Magna Carta jest uznawana za jeden z najważniejszych dokumentów politycznych w historii. Na początku XIII wieku znany z legend o Robin Hoodzie król Jan bez Ziemi zmagał się z rebelią baronów. Bojąc się porażki i utraty władzy, król rozpoczął negocjacje z rebeliantami. Efektem był jeden z pierwszych dokumentów, który ograniczał królewską władzę, gwarantując baronom m.in. ochronę przed niesłusznym aresztowaniem czy dawał im dostęp do sprawiedliwego sądu i ograniczał prawo króla do nakładania podatków. Dokument, nazwany później Magna Carta Libertatum (łac. Wielka Karta Swobód) wszedł w życie w 1215 roku i jest potwierdzany przez wszystkich kolejnych brytyjskich monarchów, chociaż dziś ma to już czysto symboliczne znaczenie.
Kupili go za grosze
Według rejestru biblioteki wydziału prawa Uniwersytetu Harvarda dokument HLS MS 172 to nieoficjalna kopia Magna Carty, którą wykonano w 1327 roku.

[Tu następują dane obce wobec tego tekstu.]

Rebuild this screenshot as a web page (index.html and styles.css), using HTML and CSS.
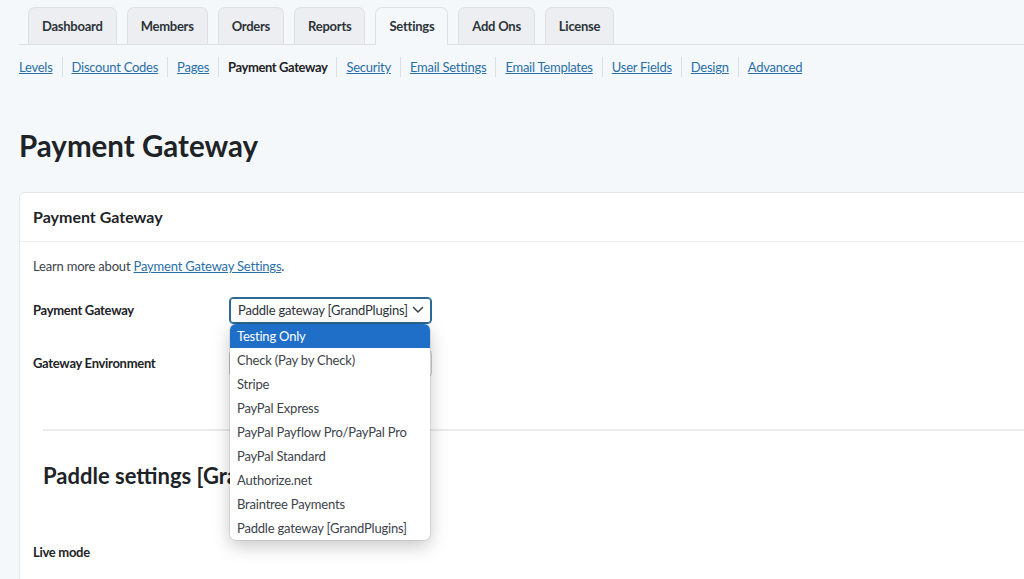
FILE: index.html
```html
<!DOCTYPE html>
<html lang="en">
<head>
<meta charset="utf-8">
<title>Payment Gateway</title>
<link rel="stylesheet" href="styles.css">
</head>
<body>
<div class="wrap">
  <nav class="tabs">
    <a class="tab">Dashboard</a>
    <a class="tab">Members</a>
    <a class="tab">Orders</a>
    <a class="tab">Reports</a>
    <a class="tab active">Settings</a>
    <a class="tab">Add Ons</a>
    <a class="tab">License</a>
  </nav>
  <ul class="subnav">
    <li><a href="#">Levels</a></li>
    <li><a href="#">Discount Codes</a></li>
    <li><a href="#">Pages</a></li>
    <li class="current">Payment Gateway</li>
    <li><a href="#">Security</a></li>
    <li><a href="#">Email Settings</a></li>
    <li><a href="#">Email Templates</a></li>
    <li><a href="#">User Fields</a></li>
    <li><a href="#">Design</a></li>
    <li><a href="#">Advanced</a></li>
  </ul>
  <h1 class="title">Payment Gateway</h1>
  <section class="card">
    <h2 class="card-head">Payment Gateway</h2>
    <div class="card-body">
      <p class="learn">Learn more about <a href="#">Payment Gateway Settings</a>.</p>
      <div class="row">
        <div class="label">Payment Gateway</div>
        <div class="field">
          <div class="select focused">
            <span>Paddle gateway [GrandPlugins]</span>
            <svg class="chev" width="12" height="8" viewBox="0 0 12 8"><path d="M1.5 1.5 L6 6 L10.5 1.5" fill="none" stroke="#3c434a" stroke-width="1.5" stroke-linecap="round" stroke-linejoin="round"/></svg>
          </div>
          <ul class="dropdown">
            <li class="hl">Testing Only</li>
            <li>Check (Pay by Check)</li>
            <li>Stripe</li>
            <li>PayPal Express</li>
            <li>PayPal Payflow Pro/PayPal Pro</li>
            <li>PayPal Standard</li>
            <li>Authorize.net</li>
            <li>Braintree Payments</li>
            <li>Paddle gateway [GrandPlugins]</li>
          </ul>
        </div>
      </div>
      <div class="row row2">
        <div class="label">Gateway Environment</div>
        <div class="field">
          <div class="select plain">
            <span>Sandbox/Testing</span>
          </div>
        </div>
      </div>
      <div class="sub">
        <hr class="rule">
        <h2 class="sub-title">Paddle settings [GrandPlugins]</h2>
      </div>
      <div class="row row3">
        <div class="label">Live mode</div>
      </div>
    </div>
  </section>
</div>
</body>
</html>
```

FILE: styles.css
```css
html, body {
  margin: 0;
  padding: 0;
  height: 100%;
  overflow: hidden;
}
body {
  background: #f5f8fa;
  font-family: "Lato", "Noto Sans", sans-serif;
  color: #1d2327;
  font-size: 13px;
  letter-spacing: -0.2px;
}
.wrap {
  padding-left: 19px;
}
.tabs {
  display: flex;
  gap: 10px;
  padding: 7px 0 0 9px;
  border-bottom: 1px solid #dde1e6;
  height: 37px;
}
.tab {
  display: block;
  height: 36px;
  line-height: 36px;
  padding: 0 13px;
  background: #eceef2;
  border: 1px solid #dde1e6;
  border-bottom: none;
  border-radius: 7px 7px 0 0;
  font-size: 13px;
  font-weight: 700;
  letter-spacing: -0.25px;
  color: #2c3338;
}
.tab.active {
  background: #f5f8fa;
  height: 37px;
  margin-bottom: -1px;
}
.subnav {
  display: flex;
  list-style: none;
  margin: 12px 0 0;
  padding: 0;
  font-size: 13px;
  line-height: 20px;
  letter-spacing: -0.25px;
}
.subnav li {
  padding: 0 9px;
  border-left: 1px solid #dcdfe3;
}
.subnav li:first-child {
  padding-left: 0;
  border-left: none;
}
.subnav a {
  color: #2a6fa8;
  text-decoration: underline;
}
.subnav .current {
  color: #1d2327;
  font-weight: 700;
  letter-spacing: -0.4px;
}
.title {
  margin: 51px 0 0;
  font-size: 29.5px;
  line-height: 36px;
  font-weight: 700;
  letter-spacing: 0;
  color: #1d2327;
}
.card {
  margin-top: 28px;
  margin-right: -30px;
  background: #fff;
  border: 1px solid #e4e6e9;
  border-radius: 6px;
  height: 420px;
}
.card-head {
  margin: 0;
  padding: 0 13px;
  height: 48px;
  line-height: 48px;
  font-size: 16px;
  font-weight: 700;
  letter-spacing: 0;
  border-bottom: 1px solid #eceef0;
  color: #1d2327;
}
.card-body {
  padding: 0 0 0 13px;
}
.learn {
  margin: 14px 0 0;
  line-height: 20px;
  color: #3c434a;
}
.learn a {
  color: #2a6fa8;
}
.row {
  display: flex;
  align-items: center;
  margin-top: 21px;
  height: 26px;
}
.label {
  width: 196px;
  font-weight: 700;
  letter-spacing: -0.3px;
  color: #1d2327;
}
.field {
  position: relative;
}
.select {
  box-sizing: border-box;
  width: 203px;
  height: 27px;
  border: 1px solid #8c8f94;
  border-radius: 4px;
  display: flex;
  align-items: center;
  justify-content: space-between;
  padding: 0 7px 0 8px;
  background: #fff;
  color: #2c3338;
  white-space: nowrap;
}
.select.focused {
  border-color: #2c6a94;
  box-shadow: 0 0 0 1px #2c6a94 inset;
}
.select.plain {
  border-color: #c9ccd0;
}
.chev {
  display: block;
  flex: none;
}
.dropdown {
  position: absolute;
  left: 1px;
  top: 27px;
  width: 200px;
  margin: 0;
  padding: 0;
  list-style: none;
  background: #fff;
  border-radius: 6px;
  box-shadow: 0 6px 18px rgba(0, 0, 0, 0.22), 0 0 0 1px rgba(0, 0, 0, 0.08);
  overflow: hidden;
  z-index: 5;
}
.dropdown li {
  height: 24px;
  line-height: 24px;
  padding-left: 7px;
  color: #3c434a;
  white-space: nowrap;
}
.dropdown li.hl {
  background: #1f6fc9;
  color: #fff;
}
.row2 {
  margin-top: 27px;
}
.sub {
  padding: 0 0 0 10px;
}
.rule {
  margin: 53px 0 0;
  border: none;
  border-top: 2px solid #e9ebed;
}
.sub-title {
  margin: 30px 0 0;
  font-size: 22px;
  line-height: 30px;
  font-weight: 700;
  letter-spacing: 0;
  color: #1d2327;
}
.row3 {
  margin-top: 48px;
}
```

Przedstawiciele uniwersytetu kupili ją w 1946 roku w londyńskim antykwariacie Sweet&Maxwell za 27,5 dolara – czyli ok. 4,5 tys. dolarów dzisiejszej siły nabywczej tej waluty po uwzględnieniu inflacji, a wówczas ok 15, tygodniówki wykfalifikowanego robotnika. Miesiąc wcześniej antykwariat kupił ją za 42 funty od weterana RAFu.

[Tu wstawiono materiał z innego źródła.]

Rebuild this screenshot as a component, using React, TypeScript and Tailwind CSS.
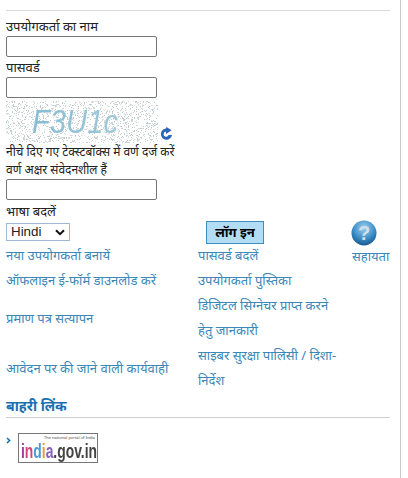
import type { ReactNode } from "react";

const font = { fontFamily: '"Noto Sans", "Liberation Sans", Arial, sans-serif' };

function noiseDots() {
  const dots: { x: number; y: number; c: string }[] = [];
  let s = 12345;
  const rnd = () => {
    s = (s * 1103515245 + 12345) & 0x7fffffff;
    return s / 0x7fffffff;
  };
  const cols = ["#c6cac8", "#d4d7d5", "#e0e2e1", "#bcd2da"];
  for (let i = 0; i < 1500; i++) {
    dots.push({ x: Math.floor(rnd() * 152), y: Math.floor(rnd() * 42), c: cols[Math.floor(rnd() * 4)] });
  }
  return dots;
}

function Captcha() {
  return (
    <div className="relative w-[152px] h-[42px] overflow-hidden bg-white">
      <svg width="152" height="42" className="absolute inset-0">
        {noiseDots().map((d, i) => (
          <rect key={i} x={d.x} y={d.y} width="1" height="1" fill={d.c} />
        ))}
      </svg>
      <span className="absolute left-[26px] top-[0px] origin-left scale-x-[0.86] text-[34px] leading-[40px] italic whitespace-nowrap bg-gradient-to-r from-[#86bcd6] to-[#9fc9d8] bg-clip-text text-transparent font-['Liberation_Sans']">F3U1c</span>
    </div>
  );
}

function Refresh() {
  return (
    <svg width="14" height="14" viewBox="0 0 14 14" className="mb-[2px] ml-[1px]">
      <path d="M7 1.5 A5.6 5.6 0 1 0 13 8 L9.6 8 A2.6 2.6 0 1 1 7 4.6 L7 7 L12.6 3.2 L7.5 0 Z" fill="#2a66b8" />
    </svg>
  );
}

function HelpIcon() {
  return (
    <svg width="26" height="26" viewBox="0 0 26 26">
      <defs>
        <radialGradient id="h" cx="50%" cy="30%" r="70%">
          <stop offset="0%" stopColor="#9fd0ee" />
          <stop offset="60%" stopColor="#3f8fc8" />
          <stop offset="100%" stopColor="#14598f" />
        </radialGradient>
      </defs>
      <circle cx="13" cy="13" r="12.5" fill="url(#h)" />
      <text x="13" y="20" textAnchor="middle" fontSize="20" fontWeight="700" fill="#cfe0ea" fontFamily="Liberation Sans">?</text>
    </svg>
  );
}

function Lnk({ children, className = "" }: { children: ReactNode; className?: string }) {
  return <a className={"text-[#3a87b8] text-[13px] leading-[25px] " + className}>{children}</a>;
}

export default function App() {
  return (
    <div className="w-[408px] h-[478px] bg-white overflow-hidden" style={font}>
      <div className="w-[401px] h-[478px] border-r border-[#cccccc] pt-[10px]">
        <div className="ml-[6px] w-[384px] border-t border-[#d9d9d9]" />
        <div className="pl-[6px] text-[#222] text-[13px]">
          <div className="mt-[5px] leading-[20px]">उपयोगकर्ता का नाम</div>
          <input className="block w-[151px] h-[21px] bg-white border border-[#767676] rounded-[2px]" />
          <div className="mt-[1px] leading-[19px]">पासवर्ड</div>
          <input className="block w-[151px] h-[21px] bg-white border border-[#767676] rounded-[2px]" />
          <div className="flex items-end mt-[3px]">
            <Captcha />
            <Refresh />
          </div>
          <div className="leading-[18px] whitespace-nowrap text-[12px]">नीचे दिए गए टेक्स्टबॉक्स में वर्ण दर्ज करें</div>
          <div className="leading-[18px] whitespace-nowrap text-[12px]">वर्ण अक्षर संवेदनशील हैं</div>
          <input className="block w-[151px] h-[21px] bg-white border border-[#767676] rounded-[2px]" />
          <div className="mt-[1px] leading-[20px]">भाषा बदलें</div>
        </div>
        <div className="flex h-[22px] pl-[6px]">
          <div className="w-[192px] pt-[2px]">
            <div className="w-[64px] h-[18px] border border-[#9fb8d8] flex items-center justify-between pl-[4px] pr-[4px] text-[13.33px] text-[#222]" style={{ fontFamily: "Liberation Sans" }}>
              <span>Hindi</span>
              <svg width="10" height="7" viewBox="0 0 10 7"><path d="M1 1.2 L5 5.2 L9 1.2" fill="none" stroke="#111" strokeWidth="2" /></svg>
            </div>
          </div>
          <div className="w-[145px] pl-[8px]">
            <button className="block w-[58px] h-[23px] bg-[#b3dcf5] border border-[#3c8fc4] text-[13px] font-bold text-black leading-[21px]">लॉग इन</button>
          </div>
          <div className="-mt-[1px] pl-[8px]"><HelpIcon /></div>
        </div>
        <div className="flex pl-[6px]">
          <div className="w-[192px] flex flex-col">
            <Lnk className="h-[25px]">नया उपयोगकर्ता बनायें</Lnk>
            <Lnk className="h-[25px]">ऑफलाइन ई-फॉर्म डाउनलोड करें</Lnk>
            <Lnk className="h-[50px] flex items-center">प्रमाण पत्र सत्यापन</Lnk>
            <Lnk className="h-[50px] flex items-center">आवेदन पर की जाने वाली कार्यवाही</Lnk>
          </div>
          <div className="w-[154px] pr-[8px] flex flex-col">
            <Lnk>पासवर्ड बदलें</Lnk>
            <Lnk>उपयोगकर्ता पुस्तिका</Lnk>
            <Lnk>डिजिटल सिग्नेचर प्राप्त करने हेतु जानकारी</Lnk>
            <Lnk>साइबर सुरक्षा पालिसी / दिशा-निर्देश</Lnk>
          </div>
          <div><Lnk>सहायता</Lnk></div>
        </div>
        <div className="ml-[6px] w-[384px] h-[25px] border-b border-[#cfcfcf] text-[14px] font-bold leading-[26px] text-[#1a6fb0]">बाहरी लिंक</div>
        <div className="flex mt-[15px] pl-[6px]">
          <svg width="5" height="7" viewBox="0 0 5 7" className="mt-[4px]"><path d="M1 1 L3.6 3.5 L1 6" fill="none" stroke="#1a6fb0" strokeWidth="1.6" /></svg>
          <div className="ml-[7px] w-[80px] h-[30px] border border-[#777] bg-white overflow-hidden pl-[2px]">
            <div className="text-[4px] leading-[7px] text-[#444] whitespace-nowrap pl-[23px]">The national portal of India</div>
            <div className="origin-left scale-x-[0.66] text-[21px] leading-[19px] font-bold text-[#444] whitespace-nowrap" style={{ fontFamily: "Liberation Sans" }}>
              <span className="text-[#a6399a]">i</span><span className="text-[#d1477a]">n</span><span className="text-[#4a9bd4]">d</span><span className="text-[#e0a030]">i</span><span className="text-[#8b5fbf]">a</span>.gov.in
            </div>
          </div>
        </div>
      </div>
    </div>
  );
}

David Carpenter, profesor historii średniowiecza na londyńskim King's College, trafił na ten dokument, kiedy przeglądał w internecie zbiory tej biblioteki. Zwrócił od razu jego uwagę, bo wyglądał identycznie jak oficjalna kopia Magny Carty, które zostały wydane przez króla Edwarda I w 1300 roku. Do dzisiejszych czasów przetrwało ich zaledwie sześć.
Była identyczna
Swoimi podejrzeniami podzielił się z innym profesorem średniowiecznej historii, Nicholasem Vincentem. Obaj naukowcy dokładnie sprawdzili ten rękopis. By go odczytać, użyli m.in. spektrografii i światła ultrafioletowego, bo miejscami był już mocno uszkodzony. Ustalili, że jest identyczny jak sześć pozostałych kopii. Jednym ze szczegółów, który szczególnie zwrócił ich uwagę, był niecodzienny podpis króla, w którym nie tylko litera E, ale także D jest wielka. Identyczny widnieje na pozostałych oficjalnych kopiach.

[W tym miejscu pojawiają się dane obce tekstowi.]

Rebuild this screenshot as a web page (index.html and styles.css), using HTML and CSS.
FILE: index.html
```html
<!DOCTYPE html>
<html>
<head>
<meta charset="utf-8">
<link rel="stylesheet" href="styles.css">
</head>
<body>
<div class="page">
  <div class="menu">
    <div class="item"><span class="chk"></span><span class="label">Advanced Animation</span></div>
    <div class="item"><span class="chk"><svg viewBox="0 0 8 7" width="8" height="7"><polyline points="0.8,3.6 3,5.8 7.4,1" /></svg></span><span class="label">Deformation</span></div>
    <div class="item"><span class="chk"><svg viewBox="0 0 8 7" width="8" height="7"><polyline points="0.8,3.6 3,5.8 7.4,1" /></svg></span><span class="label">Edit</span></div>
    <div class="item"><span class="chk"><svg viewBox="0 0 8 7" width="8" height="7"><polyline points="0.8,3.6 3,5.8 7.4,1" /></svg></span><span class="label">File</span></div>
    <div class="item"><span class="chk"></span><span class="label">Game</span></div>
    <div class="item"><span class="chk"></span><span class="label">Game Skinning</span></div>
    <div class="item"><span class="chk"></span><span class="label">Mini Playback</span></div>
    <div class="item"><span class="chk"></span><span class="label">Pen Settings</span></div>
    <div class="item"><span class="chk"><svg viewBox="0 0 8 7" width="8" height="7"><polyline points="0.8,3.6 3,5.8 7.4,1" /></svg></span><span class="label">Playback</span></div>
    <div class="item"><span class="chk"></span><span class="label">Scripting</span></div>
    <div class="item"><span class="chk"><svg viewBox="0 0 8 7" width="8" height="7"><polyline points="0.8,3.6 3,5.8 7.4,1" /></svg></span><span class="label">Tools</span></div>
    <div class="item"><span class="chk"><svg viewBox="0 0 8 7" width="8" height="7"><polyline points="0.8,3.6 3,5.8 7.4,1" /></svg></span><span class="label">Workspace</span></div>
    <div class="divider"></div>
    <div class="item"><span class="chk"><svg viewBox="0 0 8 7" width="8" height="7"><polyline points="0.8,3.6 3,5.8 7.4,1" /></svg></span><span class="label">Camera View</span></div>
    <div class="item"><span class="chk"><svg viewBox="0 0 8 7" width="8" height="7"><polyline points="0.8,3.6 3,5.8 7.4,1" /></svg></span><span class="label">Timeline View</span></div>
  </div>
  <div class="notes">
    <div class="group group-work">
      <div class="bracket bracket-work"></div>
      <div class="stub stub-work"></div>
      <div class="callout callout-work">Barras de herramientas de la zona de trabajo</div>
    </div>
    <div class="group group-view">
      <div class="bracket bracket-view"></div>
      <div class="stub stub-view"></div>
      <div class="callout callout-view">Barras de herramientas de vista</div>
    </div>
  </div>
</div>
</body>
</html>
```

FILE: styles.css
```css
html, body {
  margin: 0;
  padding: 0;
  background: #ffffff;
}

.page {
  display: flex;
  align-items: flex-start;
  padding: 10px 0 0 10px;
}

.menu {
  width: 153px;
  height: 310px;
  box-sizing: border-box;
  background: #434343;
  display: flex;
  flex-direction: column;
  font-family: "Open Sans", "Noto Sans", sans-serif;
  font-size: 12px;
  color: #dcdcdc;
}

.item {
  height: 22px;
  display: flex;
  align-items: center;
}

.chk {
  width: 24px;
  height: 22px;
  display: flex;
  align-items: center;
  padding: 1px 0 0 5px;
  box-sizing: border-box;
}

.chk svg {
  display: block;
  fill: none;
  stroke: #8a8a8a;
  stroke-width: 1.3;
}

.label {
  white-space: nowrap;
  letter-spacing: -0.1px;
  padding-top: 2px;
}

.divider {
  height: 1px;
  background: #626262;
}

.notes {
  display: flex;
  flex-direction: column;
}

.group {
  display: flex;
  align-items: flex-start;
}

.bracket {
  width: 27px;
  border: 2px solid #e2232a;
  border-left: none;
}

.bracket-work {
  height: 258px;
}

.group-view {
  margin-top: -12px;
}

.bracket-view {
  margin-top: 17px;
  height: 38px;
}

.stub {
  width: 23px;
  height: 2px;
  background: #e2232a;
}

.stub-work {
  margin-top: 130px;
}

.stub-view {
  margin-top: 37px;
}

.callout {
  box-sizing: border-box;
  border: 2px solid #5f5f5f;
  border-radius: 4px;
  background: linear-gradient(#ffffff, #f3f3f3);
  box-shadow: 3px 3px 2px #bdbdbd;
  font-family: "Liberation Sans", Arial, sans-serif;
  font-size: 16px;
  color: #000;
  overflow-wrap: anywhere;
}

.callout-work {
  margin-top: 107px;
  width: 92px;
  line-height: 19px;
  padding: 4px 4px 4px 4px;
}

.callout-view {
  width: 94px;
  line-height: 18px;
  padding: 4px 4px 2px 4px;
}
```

Naukowcom udało się także ustalić drogę, jaką przeszedł ten dokument. Ich zdaniem wydano ją dla gminy parlamentarnej Appleby w Cumbrii. Następnie trafił w ręce arystokratycznej rodziny Lowthersów, w której przechodził z pokolenia na pokolenie aż do XVIII wieku. Wtedy dano go w prezencie słynnemu abolicjoniście Thomasowi Clarksonowi. Jego rodzina przekazała go Forsterowi Maynardowi, który podczas I Wojny Światowej został asem lotniczym, a podczas drugiej dowodził bazą lotniczą na Malcie. To właśnie on sprzedał go po wojnie w antykwariacie.
Vincent powiedział, że nie dziwi go ta pomyłka, bo w 1946 roku wszyscy byli bardzo zmęczeni wojną. Nie oszacował jego ceny, ale powiedział, że jest wart dużo, dużo więcej niż Harvard za niego zapłacił. Władze uczelni pogratulowały im tego odkrycia.